» Task details
Copy from the first line below down to and including the line with "MdLocationCity, MdPersonOutline, MdRateReview". Skip the pictures.

» Information provided
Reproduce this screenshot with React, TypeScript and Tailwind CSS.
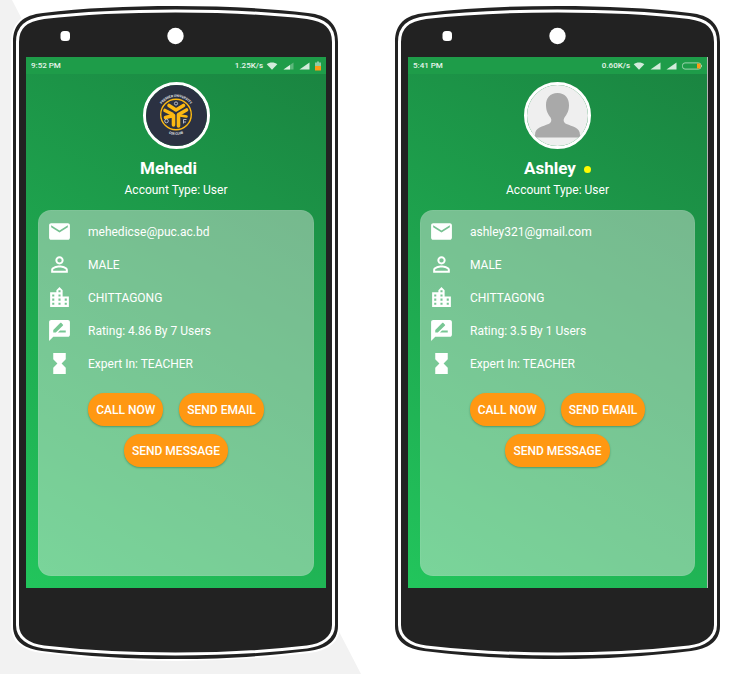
import type { ReactNode } from "react";
import { MdEmail, MdHourglassFull, MdLocationCity, MdPersonOutline, MdRateReview } from "react-icons/md";

type Profile = {
  name: string;
  online: boolean;
  time: string;
  speed: string;
  email: string;
  rating: string;
  avatar: ReactNode;
  battery: ReactNode;
  weakSignal: boolean;
  screenEdge: string;
};

function PhoneFrame() {
  return (
    <svg
      className="absolute inset-0 h-full w-full overflow-visible"
      viewBox="0 0 325 653"
      preserveAspectRatio="none"
      aria-hidden="true"
    >
      <path
        d="M0 36C0 18 10 9 30 7C70 2 115 0 162.500 0C210 0 255 2 295 7C315 9 325 18 325 36V620C325 636 312 643 296 645C250 650.500 210 653 162.500 653C115 653 75 650.500 29 645C13 643 0 636 0 620Z"
        fill="#222222"
        stroke="#ffffff"
        strokeWidth="4"
        paintOrder="stroke"
      />
      <path
        d="M4.500 36C4.500 21 13 14 31 11.500C70 7 115 5 162.500 5C210 5 255 7 294 11.500C312 14 320.500 21 320.500 36V619C320.500 632 309 639 294 641C250 646 210 648 162.500 648C115 648 75 646 31 641C16 639 4.500 632 4.500 619Z"
        fill="none"
        stroke="#ffffff"
        strokeWidth="3"
      />
      <rect x="47.500" y="25" width="9.500" height="10" rx="3.500" fill="#fff" />
      <circle cx="162.500" cy="30" r="8.200" fill="#fff" />
    </svg>
  );
}

function WifiIcon() {
  return (
    <svg className="h-2 w-3" viewBox="0 0 12 8" aria-hidden="true">
      <path d="M6 7.700L.7 2.300C3.500-.1 8.500-.1 11.300 2.300Z" fill="currentColor" />
    </svg>
  );
}

function SignalIcon({ weak }: { weak: boolean }) {
  return (
    <svg className="h-2 w-[11px]" viewBox="0 0 11 8" aria-hidden="true">
      <path d="M.5 7.500L10.500.5V7.500Z" fill="currentColor" opacity={weak ? 0.35 : 1} />
      {weak && <path d="M.5 7.500L7 3V7.500Z" fill="currentColor" />}
    </svg>
  );
}

const uprightBattery = (
  <svg className="h-[10px] w-[6px]" viewBox="0 0 6 10" aria-hidden="true">
    <path d="M0 1.500H2V.5H4V1.500H6V5H0Z" fill="#8fcca4" />
    <path d="M0 5H6V9.500H0Z" fill="#ff9a16" />
  </svg>
);

const flatBattery = (
  <svg className="h-[8px] w-[20px]" viewBox="0 0 20 8" aria-hidden="true">
    <rect x=".5" y=".9" width="18.500" height="6.200" rx="2.500" fill="none" stroke="#9bd3ad" />
    <path d="M15 1.500H17.500Q18.500 1.500 18.500 2.500V5.500Q18.500 6.500 17.500 6.500H15Z" fill="#ff9a16" />
    <path d="M19.500 3V5" stroke="#9bd3ad" />
  </svg>
);

const clubLogo = (
  <svg className="h-full w-full" viewBox="0 0 61 61" role="img" aria-label="Club logo">
    <defs>
      <path id="logo-top" d="M12.300 29.500A17.700 17.700 0 0 1 47.700 29.500" />
      <path id="logo-bottom" d="M9.700 29.500A20.300 20.300 0 0 0 50.300 29.500" />
    </defs>
    <rect width="61" height="61" fill="#2b3142" />
    <g fill="#e8e8ec" fontFamily="Roboto, sans-serif" fontWeight="700" fontSize="3.300" textAnchor="middle">
      <text>
        <textPath href="#logo-top" startOffset="50%">PREMIER UNIVERSITY</textPath>
      </text>
      <text>
        <textPath href="#logo-bottom" startOffset="50%">CSE CLUB</textPath>
      </text>
    </g>
    <circle cx="30" cy="29.500" r="15.300" fill="none" stroke="#fcb912" strokeWidth="1.400" />
    <g fill="none" stroke="#fcb912" strokeLinecap="round" strokeLinejoin="round" strokeWidth="3.600">
      <path d="M23 20.500L30 25L37.500 20.500" />
      <path d="M19 25.500L26 29" />
      <path d="M40.500 25L32.500 29.500V41" />
      <path d="M19.500 32.500L27.500 30.500V40" />
      <path d="M34 30.500L40.500 31.500" strokeWidth="2.600" />
    </g>
    <g fill="none" stroke="#d9dbe2" strokeWidth=".8">
      <circle cx="30" cy="18.500" r="1.600" />
      <circle cx="20.500" cy="36" r="1.800" />
      <path d="M37.500 34.500H40.500M37.500 37H40M37.500 34.500V38.500" />
    </g>
  </svg>
);

const placeholder = (
  <svg className="h-full w-full" viewBox="0 0 61 61" role="img" aria-label="No photo">
    <rect width="61" height="61" fill="#efefef" />
    <path
      d="M30.500 8C38 8 42 13 42 20C42 26 40 29 37.500 32.500C36 35 36.500 37.500 39.500 39C45 41.500 53 42 53 50V52.500H8V50C8 42 16 41.500 21.500 39C24.500 37.500 25 35 23.500 32.500C21 29 19 26 19 20C19 13 23 8 30.500 8Z"
      fill="#a9a9a9"
    />
  </svg>
);

function Row({ icon, children }: { icon: ReactNode; children: ReactNode }) {
  return (
    <li className="flex h-[33px] items-center gap-4 text-xs">
      <span className="shrink-0 text-[25px]">{icon}</span>
      <span>{children}</span>
    </li>
  );
}

function ActionButton({ children }: { children: ReactNode }) {
  return (
    <button
      type="button"
      className="h-[33px] rounded-2xl bg-[#ff9812] px-2 text-xs font-medium whitespace-nowrap shadow-[0_1px_2px_rgba(0,70,30,0.35)]"
    >
      {children}
    </button>
  );
}

function Phone({ profile }: { profile: Profile }) {
  return (
    <section className="relative min-w-[300px] flex-1 pt-[51px] pr-3 pb-[71px] pl-[13px]">
      <PhoneFrame />
      <div
        className={`relative bg-linear-[30deg] from-[#22c55c] to-[#1a8340] pb-3 text-white ${profile.screenEdge}`}
      >
        <div className="flex h-[17px] items-center justify-between bg-[#1e9c49] px-[5px] text-[8px] font-medium text-white/90">
          <span>{profile.time}</span>
          <div className="flex items-center gap-[3px]">
            <span>{profile.speed}</span>
            <div className="flex items-center gap-[5px] text-white/80">
              <WifiIcon />
              <SignalIcon weak={profile.weakSignal} />
              <SignalIcon weak={false} />
              {profile.battery}
            </div>
          </div>
        </div>

        <header className="flex flex-col items-center pt-2">
          <div className="size-[67px] overflow-hidden rounded-full border-3 border-white">{profile.avatar}</div>
          <div className="mt-2 flex h-6 items-center gap-2">
            <h2 className="text-[17px] font-bold">{profile.name}</h2>
            <span className={profile.online ? "size-[7px] rounded-full bg-[#fffb00]" : "size-[7px]"} />
          </div>
          <p className="text-xs leading-[18px]">Account Type: User</p>
        </header>

        <div className="mx-3 mt-[11px] rounded-[13px] border border-white/5 bg-[#ebebeb]/44 pt-1 pb-[108px]">
          <ul className="px-2">
            <Row icon={<MdEmail />}>{profile.email}</Row>
            <Row icon={<MdPersonOutline />}>MALE</Row>
            <Row icon={<MdLocationCity />}>CHITTAGONG</Row>
            <Row icon={<MdRateReview />}>{profile.rating}</Row>
            <Row icon={<MdHourglassFull />}>Expert In: TEACHER</Row>
          </ul>
          <div className="mt-[13px] flex flex-col items-center gap-2">
            <div className="flex gap-4">
              <ActionButton>CALL NOW</ActionButton>
              <ActionButton>SEND EMAIL</ActionButton>
            </div>
            <ActionButton>SEND MESSAGE</ActionButton>
          </div>
        </div>
      </div>
    </section>
  );
}

const profiles: Profile[] = [
  {
    name: "Mehedi",
    online: false,
    time: "9:52 PM",
    speed: "1.25K/s",
    email: "mehedicse@puc.ac.bd",
    rating: "Rating: 4.86 By 7 Users",
    avatar: clubLogo,
    battery: uprightBattery,
    weakSignal: true,
    screenEdge: "",
  },
  {
    name: "Ashley",
    online: true,
    time: "5:41 PM",
    speed: "0.60K/s",
    email: "ashley321@gmail.com",
    rating: "Rating: 3.5 By 1 Users",
    avatar: placeholder,
    battery: flatBattery,
    weakSignal: false,
    screenEdge: "border-r border-[#b5b5b5]",
  },
];

export default function App() {
  return (
    <main className="relative isolate min-h-screen overflow-hidden bg-white font-[Roboto,sans-serif]">
      <svg
        className="absolute inset-0 -z-10 h-full w-full"
        viewBox="0 0 733 674"
        preserveAspectRatio="none"
        aria-hidden="true"
      >
        <path d="M0 0H12L361 674H0Z" fill="#f2f2f2" />
      </svg>
      <div className="flex flex-wrap gap-x-[57px] gap-y-8 px-[13px] pt-[6px] pb-[15px]">
        {profiles.map((profile) => (
          <Phone key={profile.name} profile={profile} />
        ))}
      </div>
    </main>
  );
}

» Result of the exercise
Reproduce this screenshot with React, TypeScript and Tailwind CSS.
import type { ReactNode } from "react";
import { MdEmail, MdHourglassFull, MdLocationCity, MdPersonOutline, MdRateReview } from "react-icons/md";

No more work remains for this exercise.